Sweet, tough and uncompromising all describe Clare as she was a complex person who could make hell rain down upon her perceived injustices and rally the troops behind her. It was good that Clare never won an election as she would have made a lousy insider in the political system. Besides, it would have been a waste of her talents to have to sit through all the boring, mundane, wasteful and moronic presentations brought before the St. Mary’s County Board of Commissioners.
Lacking an evil heart of a committed politician, Clare would have promptly left a closed and secret meeting of the commissioners and spilled the beans on all of them. The idea of having her in those meetings would be tantalizing indeed as she would have been a better county commissioner than the guy she ran against and lost. She would have been a better delegate than the fellow who defeated her in another race. While she received fewer votes in both those contests, she gave the voters a choice and that in itself was a victory.

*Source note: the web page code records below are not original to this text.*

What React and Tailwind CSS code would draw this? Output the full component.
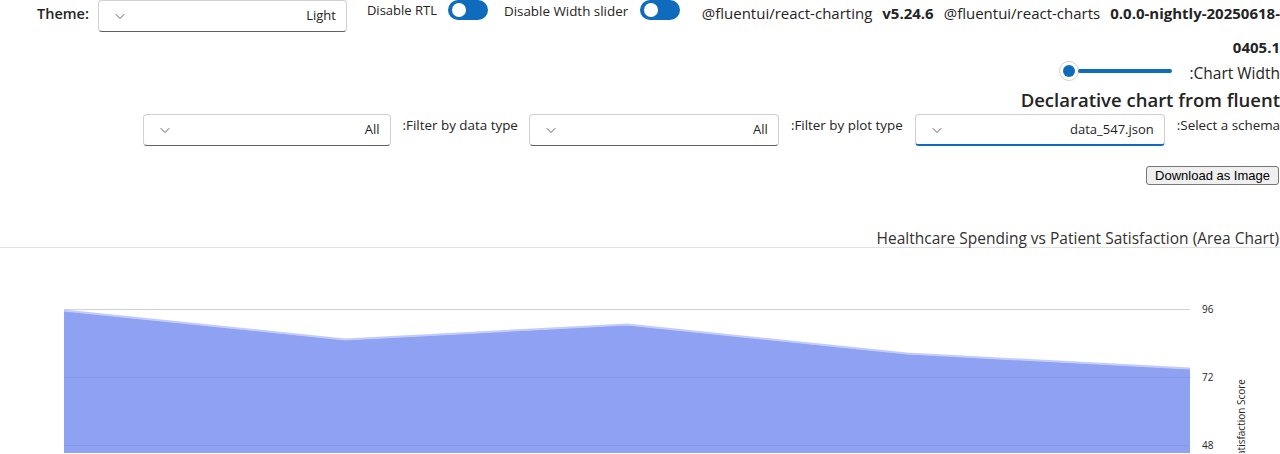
import React from 'react';

const font = { fontFamily: '"Open Sans", "Noto Sans", sans-serif' };

const Chevron = () => (
  <svg width="14" height="14" viewBox="0 0 14 14" className="text-[#616161]">
    <path d="M3 5.5 7 9.5l4-4" fill="none" stroke="currentColor" strokeWidth="1" strokeLinecap="round" strokeLinejoin="round" />
  </svg>
);

const Dropdown = ({ value, width = 'w-[249px]', focused = false }) => (
  <div
    className={`${width} h-[32px] flex items-center justify-between pl-[14px] pr-[10px] bg-white rounded-[4px] border border-[#d1d1d1] ${
      focused ? 'border-b-2 border-b-[#0f6cbd]' : 'border-b-[#616161]'
    }`}
  >
    <Chevron />
    <span className="text-[13px] text-[#242424]">{value}</span>
  </div>
);

const Toggle = () => (
  <div className="w-[40px] h-[20px] rounded-full bg-[#0f6cbd] flex items-center pl-[4px]">
    <div className="w-[14px] h-[14px] rounded-full bg-white" />
  </div>
);

const AreaChart = () => {
  const pts = [
    [64, 312],
    [345, 341],
    [627, 326],
    [907, 355],
    [1190, 370],
  ];
  const line = pts.map((p) => p.join(',')).join(' ');
  const area = `64,454 ${line} 1190,454`;
  return (
    <svg width="1280" height="205" viewBox="0 249 1280 205" className="block">
      <line x1="64" x2="1190" y1="310.5" y2="310.5" stroke="#d2d2d2" />
      <polygon points={area} fill="#8fa1f3" />
      <polyline points={line} fill="none" stroke="#c3cbf8" strokeWidth="2" transform="translate(0,-0.5)" />
      <line x1="64" x2="1190" y1="378.5" y2="378.5" stroke="#7f8fe6" strokeOpacity="0.5" />
      <line x1="64" x2="1190" y1="446.5" y2="446.5" stroke="#7f8fe6" strokeOpacity="0.5" />
      <g fontSize="10" fill="#242424" style={font}>
        <text x="1202" y="314">96</text>
        <text x="1202" y="382">72</text>
        <text x="1202" y="450">48</text>
        <text x="1245" y="380" textAnchor="end" transform="rotate(-90 1245 380)" fontSize="10">
          Patient Satisfaction Score
        </text>
      </g>
    </svg>
  );
};

export default function App() {
  return (
    <div className="w-[1280px] h-[454px] overflow-hidden bg-white text-[#242424]" style={font}>
      {/* top controls */}
      <div className="flex items-start h-[32px]">
        <span className="ml-[37px] mt-[3px] text-[14.5px] font-semibold">Theme:</span>
        <div className="ml-[9px]">
          <Dropdown value="Light" />
        </div>
        <span className="ml-[20px] mt-[1px] text-[13px]">Disable RTL</span>
        <div className="ml-[11px]">
          <Toggle />
        </div>
        <span className="ml-[16px] mt-[1px] text-[13.4px]">Disable Width slider</span>
        <div className="ml-[12px]">
          <Toggle />
        </div>
        <div className="flex-1 mt-[2px] text-[15px] text-right whitespace-nowrap">
          <span>@fluentui/react-charting</span>
          <span className="ml-[10px] font-bold">v5.24.6</span>
          <span className="ml-[10px]">@fluentui/react-charts</span>
          <span className="ml-[10px] font-bold">0.0.0-nightly-20250618-</span>
        </div>
      </div>
      <div className="text-right text-[15px] font-bold h-[26px] leading-[26px] mt-[2px]">0405.1</div>

      {/* chart width slider */}
      <div className="flex justify-end items-center h-[28px]">
        <div className="flex items-center mt-[-6px]">
          <div className="w-[20px] h-[20px] rounded-full border border-[#d1d1d1] bg-white flex items-center justify-center">
            <div className="w-[12px] h-[12px] rounded-full bg-[#0f6cbd]" />
          </div>
          <div className="w-[94px] h-[4px] bg-[#0f6cbd] rounded-full -ml-[1px]" />
        </div>
        <span className="ml-[17px] text-[15.5px] font-medium">:Chart Width</span>
      </div>

      <div className="text-right text-[18.5px] font-semibold leading-[24px] h-[24px]">Declarative chart from fluent</div>

      {/* filters */}
      <div className="flex justify-end items-start mt-[2px] gap-[12px]">
        <Dropdown value="All" width="w-[248px]" />
        <span className="text-[13.4px] mt-[1px] mr-[-1px]">:Filter by data type</span>
        <Dropdown value="All" width="w-[250px]" />
        <span className="text-[13.4px] mt-[1px]">:Filter by plot type</span>
        <Dropdown value="data_547.json" width="w-[250px]" focused />
        <span className="text-[13.4px] mt-[1px]">:Select a schema</span>
      </div>

      <div className="flex justify-end mt-[20px] pr-[1px]">
        <button
          className="h-[19px] px-[8px] text-[13px] leading-[17px] bg-[#efefef] border border-[#767676] rounded-[3px] text-black"
          style={{ fontFamily: '"Liberation Sans", Arial, sans-serif' }}
        >
          Download as Image
        </button>
      </div>

      {/* chart title */}
      <div className="mt-[43px] border-b border-[#e1e1e1] h-[20px] text-right pr-[1px] text-[15.5px] leading-[20px] text-[#323130]">
        Healthcare Spending vs Patient Satisfaction (Area Chart)
      </div>

      <AreaChart />
    </div>
  );
}
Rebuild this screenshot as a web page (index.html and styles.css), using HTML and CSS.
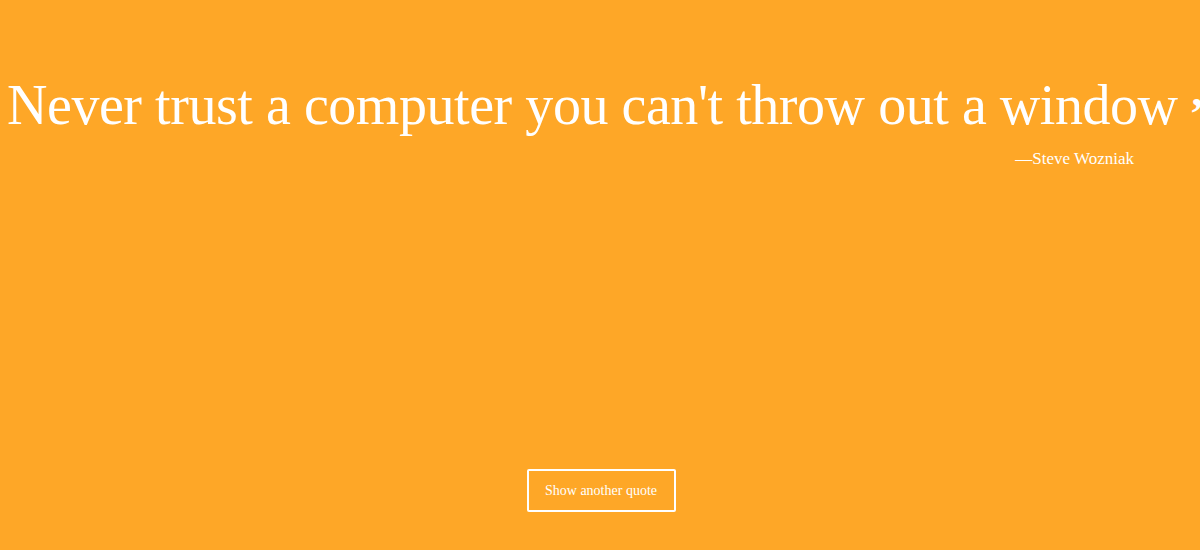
FILE: index.html
```html
<!DOCTYPE html>
<html>
<head>
<meta charset="utf-8">
<link rel="stylesheet" href="styles.css">
</head>
<body>
<main class="page">
  <section class="quote-box">
    <p class="quote-text">Never trust a computer you can't throw out a window<span class="quote-mark">”</span></p>
    <p class="quote-author">—Steve Wozniak</p>
  </section>
  <div class="actions">
    <button class="new-quote">Show another quote</button>
  </div>
</main>
</body>
</html>
```
FILE: styles.css
```css
html, body {
  margin: 0;
  padding: 0;
}
body {
  background: #fea727;
  color: #ffffff;
  font-family: "Liberation Serif", "DejaVu Serif", serif;
  overflow: hidden;
}
.page {
  height: 550px;
  display: flex;
  flex-direction: column;
  justify-content: space-between;
}
.quote-box {
  padding-top: 72px;
}
.quote-text {
  margin: 0;
  padding-left: 7px;
  font-size: 56px;
  line-height: 66px;
  letter-spacing: -0.45px;
  white-space: nowrap;
}
.quote-mark {
  margin-left: 13px;
  font-size: 44px;
  font-weight: bold;
  vertical-align: -4px;
}
.quote-author {
  margin: 2px 0 0;
  padding-right: 66px;
  text-align: right;
  font-size: 17px;
}
.actions {
  display: flex;
  justify-content: center;
  padding-bottom: 38px;
}
.new-quote {
  width: 149px;
  height: 43px;
  margin-left: 2px;
  background: transparent;
  border: 2px solid #ffffff;
  border-radius: 2px;
  color: #ffffff;
  font-family: "Liberation Serif", "DejaVu Serif", serif;
  font-size: 14px;
  cursor: pointer;
}
```
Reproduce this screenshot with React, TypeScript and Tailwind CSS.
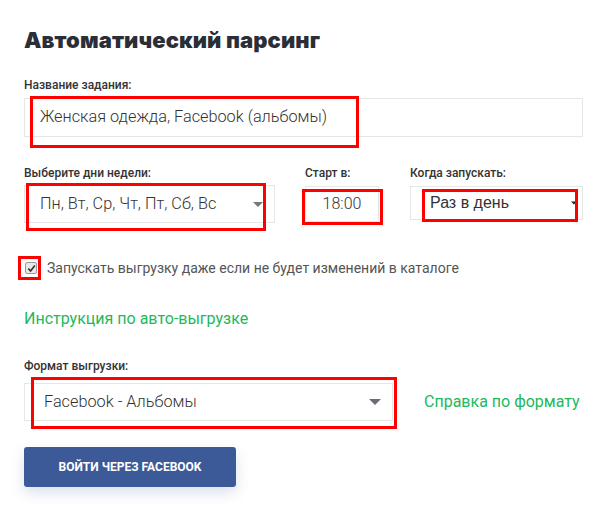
import React from 'react';

const roboto = { fontFamily: 'Roboto, "Liberation Sans", sans-serif' };

function Caret({ className }: { className: string }) {
  return (
    <svg className={className} viewBox="0 0 12 6" aria-hidden="true">
      <path d="M0 0h12L6 6z" fill="currentColor" />
    </svg>
  );
}

function FieldLabel({ children }: { children: React.ReactNode }) {
  return <div className="text-[12px] leading-[14px] font-medium text-[#333]">{children}</div>;
}

export default function App() {
  return (
    <div
      className="relative w-[609px] h-[514px] bg-white pl-[24px] pr-[26px] pt-[26px] overflow-hidden"
      style={roboto}
    >
      <h1
        className="text-[22px] leading-[28px] font-black tracking-[0.1px] text-[#2b2e37]"
        style={{ fontFamily: 'Inter, "Noto Sans", sans-serif' }}
      >
        Автоматический парсинг
      </h1>

      <div className="mt-[24px]">
        <FieldLabel>Название задания:</FieldLabel>
        <div className="mt-[6px] h-[39px] border border-[#e6e6e6] flex items-center pl-[15px] text-[16.3px] font-light text-[#333]">
          Женская одежда, Facebook (альбомы)
        </div>
      </div>

      <div className="mt-[29px] flex">
        <div className="w-[251px]">
          <FieldLabel>Выберите дни недели:</FieldLabel>
          <div className="mt-[5px] h-[38px] border border-[#e6e6e6] flex items-center justify-between pl-[15px] pr-[11px] text-[16.3px] font-light text-[#333]">
            <span>Пн, Вт, Ср, Чт, Пт, Сб, Вс</span>
            <Caret className="w-[10px] h-[5px] text-[#777]" />
          </div>
        </div>
        <div className="ml-[30px] w-[74px]">
          <FieldLabel>Старт в:</FieldLabel>
          <div className="mt-[6px] h-[36px] border border-[#e6e6e6] flex items-center justify-center text-[16px] font-light text-[#333]">
            18:00
          </div>
        </div>
        <div className="ml-[31px] flex-1">
          <FieldLabel>Когда запускать:</FieldLabel>
          <div
            className="mt-[6px] h-[34px] border border-[#e6e6e6] flex items-center justify-between pl-[19px] pr-[5px] text-[16px] text-[#333]"
            style={{ fontFamily: '"Liberation Sans", Arial, sans-serif' }}
          >
            <span>Раз в день</span>
            <Caret className="w-[6px] h-[4px] text-[#222]" />
          </div>
        </div>
      </div>

      <label className="mt-[35px] flex items-center h-[20px] text-[14px] text-[#555]">
        <span className="w-[12px] h-[12px] ml-px rounded-[2px] border border-[#9a9a9a] bg-[#e8e8e8] flex items-center justify-center">
          <svg viewBox="0 0 10 10" className="w-[9px] h-[9px]" aria-hidden="true">
            <path d="M1.5 5.2 4 7.8 8.7 1.8" fill="none" stroke="#333" strokeWidth="1.8" />
          </svg>
        </span>
        <span className="ml-[10px]">Запускать выгрузку даже если не будет изменений в каталоге</span>
      </label>

      <a className="mt-[31px] block h-[20px] leading-[20px] text-[16px] text-[#22b85c]">
        Инструкция по авто-выгрузке
      </a>

      <div className="mt-[30px]">
        <FieldLabel>Формат выгрузки:</FieldLabel>
        <div className="mt-[10px] flex items-center">
          <div className="w-[369px] h-[38px] border border-[#e6e6e6] flex items-center justify-between pl-[19px] pr-[11px] text-[16.3px] font-light text-[#333]">
            <span>Facebook - Альбомы</span>
            <Caret className="w-[12px] h-[6px] text-[#6b6e76]" />
          </div>
          <a className="ml-[31px] text-[16px] text-[#22b85c]">Справка по формату</a>
        </div>
      </div>

      <button className="mt-[26px] w-[212px] h-[40px] rounded-[3px] bg-[#3d5a98] text-white text-[12px] font-bold uppercase shadow-[0_6px_14px_rgba(61,90,152,0.18)]">
        Войти через Facebook
      </button>

      <div className="absolute left-[30px] top-[96px] w-[329px] h-[52px] border-[3px] border-[#f00] pointer-events-none" />
      <div className="absolute left-[26px] top-[183px] w-[240px] h-[48px] border-[3px] border-[#f00] pointer-events-none" />
      <div className="absolute left-[302px] top-[189px] w-[81px] h-[36px] border-[3px] border-[#f00] pointer-events-none" />
      <div className="absolute left-[422px] top-[189px] w-[156px] h-[33px] border-[3px] border-[#f00] pointer-events-none" />
      <div className="absolute left-[18px] top-[256px] w-[23px] h-[24px] border-[3px] border-[#f00] pointer-events-none" />
      <div className="absolute left-[31px] top-[377px] w-[366px] h-[52px] border-[3px] border-[#f00] pointer-events-none" />
    </div>
  );
}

Whenever voters have a choice between corrupt Good Ole Boys government and a bright, honest and capable person, that is rare.
Clare was the best choice, there just weren’t enough smart voters to recognize it.
H. L. Mencken wrote one hundred years ago: “the common man knows what he wants and he deserves to get it, good and hard.”
Goodbye to Clare for our world is now a bit less colorful, but don’t feel bad for Clare, this angel earned her wings a long time ago.